While the elements are globally dispersed, they aren’t easily extracted. Most processing plants that refine the ore to obtain the elements are presently found in one country – China, which has decreased production and export during the past decade. For continued industrial production, innovation in electrified transportation, and general national security, we need a reliable, domestic supply of rare earth elements.

USA Rare Earth LLC is one company trying to make that happen. The company already controls and operates the Round Top Heavy Rare Earth, Lithium, and Critical Minerals Project in Hudspeth County, Texas. USA Rare Earth plans to invest more than $100 million to develop a manufacturing facility in Stillwater, Oklahoma, to convert rare earth oxides into metals, sintered neodymium magnets, and other specialty materials. In 2020, the company acquired the only sintered neo-magnet manufacturing equipment in the western hemisphere. It plans to have the necessary operating permits for metal, flake, and magnet operations by the end of 2022, with initial production starting in 2023.

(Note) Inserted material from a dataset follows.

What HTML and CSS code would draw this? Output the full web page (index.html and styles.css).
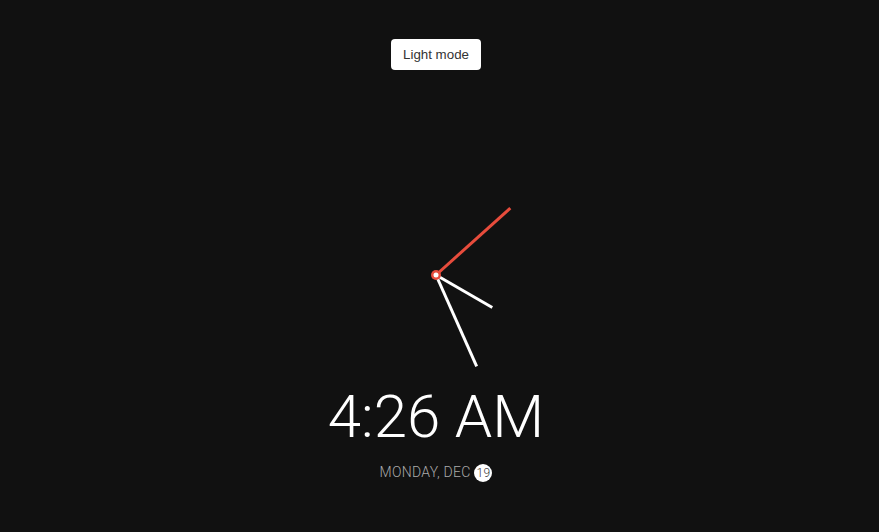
FILE: index.html
```html
<!DOCTYPE html>
<html lang="en" class="dark">
<head>
<meta charset="utf-8">
<title>Clock</title>
<link rel="stylesheet" href="styles.css">
</head>
<body>
<button class="toggle">Light mode</button>
<div class="clock-container">
  <div class="clock">
    <div class="needle hour"></div>
    <div class="needle minute"></div>
    <div class="needle second"></div>
    <div class="center-point"></div>
  </div>
  <div class="time">4:26 AM</div>
  <div class="date">Monday, Dec <span class="circle">19</span></div>
</div>
</body>
</html>
```
FILE: styles.css
```css
html {
  background-color: #111;
  color: #fff;
}
body {
  margin: 0;
  height: 532px;
  overflow: hidden;
  display: flex;
  flex-direction: column;
  align-items: center;
  padding: 39px 7px 0 0;
  box-sizing: border-box;
  font-family: Roboto, "Liberation Sans", sans-serif;
  font-weight: 300;
}
.toggle {
  background-color: #fff;
  color: #333;
  border: 0;
  border-radius: 4px;
  padding: 8px 12px;
  font-family: "Liberation Sans", Arial, sans-serif;
  font-weight: 400;
  font-size: 13.333px;
  line-height: 15px;
  cursor: pointer;
}
.clock-container {
  margin-top: 105px;
  display: flex;
  flex-direction: column;
  align-items: center;
}
.clock {
  position: relative;
  width: 200px;
  height: 200px;
}
.needle {
  background-color: #fff;
  position: absolute;
  top: 50%;
  left: 50%;
  width: 3px;
  height: 65px;
  transform-origin: bottom center;
}
.needle.hour {
  transform: translate(-50%, -100%) rotate(120deg);
}
.needle.minute {
  height: 100px;
  transform: translate(-50%, -100%) rotate(156deg);
}
.needle.second {
  height: 100px;
  background-color: #e74c3c;
  transform: translate(-50%, -100%) rotate(48deg);
}
.center-point {
  position: absolute;
  top: 50%;
  left: 50%;
  width: 10px;
  height: 10px;
  border-radius: 50%;
  background-color: #e74c3c;
  transform: translate(-50%, -50%);
}
.center-point::after {
  content: "";
  position: absolute;
  top: 50%;
  left: 50%;
  width: 5px;
  height: 5px;
  border-radius: 50%;
  background-color: #fff;
  transform: translate(-50%, -50%);
}
.time {
  margin-top: 7px;
  font-size: 60px;
  font-weight: 300;
  line-height: 70px;
}
.date {
  margin-top: 12px;
  color: #aaa;
  font-size: 14px;
  letter-spacing: 0.3px;
  text-transform: uppercase;
}
.circle {
  display: inline-flex;
  align-items: center;
  justify-content: center;
  width: 18px;
  height: 18px;
  border-radius: 50%;
  background-color: #fff;
  color: #333;
  font-size: 12px;
  line-height: 18px;
}
```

Thayer Smith, president of USA Rare Earth, says, “Our goal with this project is to advance U.S. manufacturing capacity by establishing the first vertically integrated domestic supply chain for rare earth elements, and we are excited to be working in Oklahoma.”

Why Oklahoma?

Brent Kisling, executive director, Oklahoma Department of Commerce, told Aerospace Manufacturing and Design the state’s cost of doing business is among the lowest in the nation. “Utility prices are the least expensive in the U.S., due in part to the abundance of natural gas and other resources,” Kisling says.

“Oklahoma State University is also in Stillwater, so the company will have a pipeline of students to hire, and the potential for research partnerships,” he adds.

REEs are a focus for many of Oklahoma’s economic drivers, including aerospace, automotive, and advanced manufacturing industries.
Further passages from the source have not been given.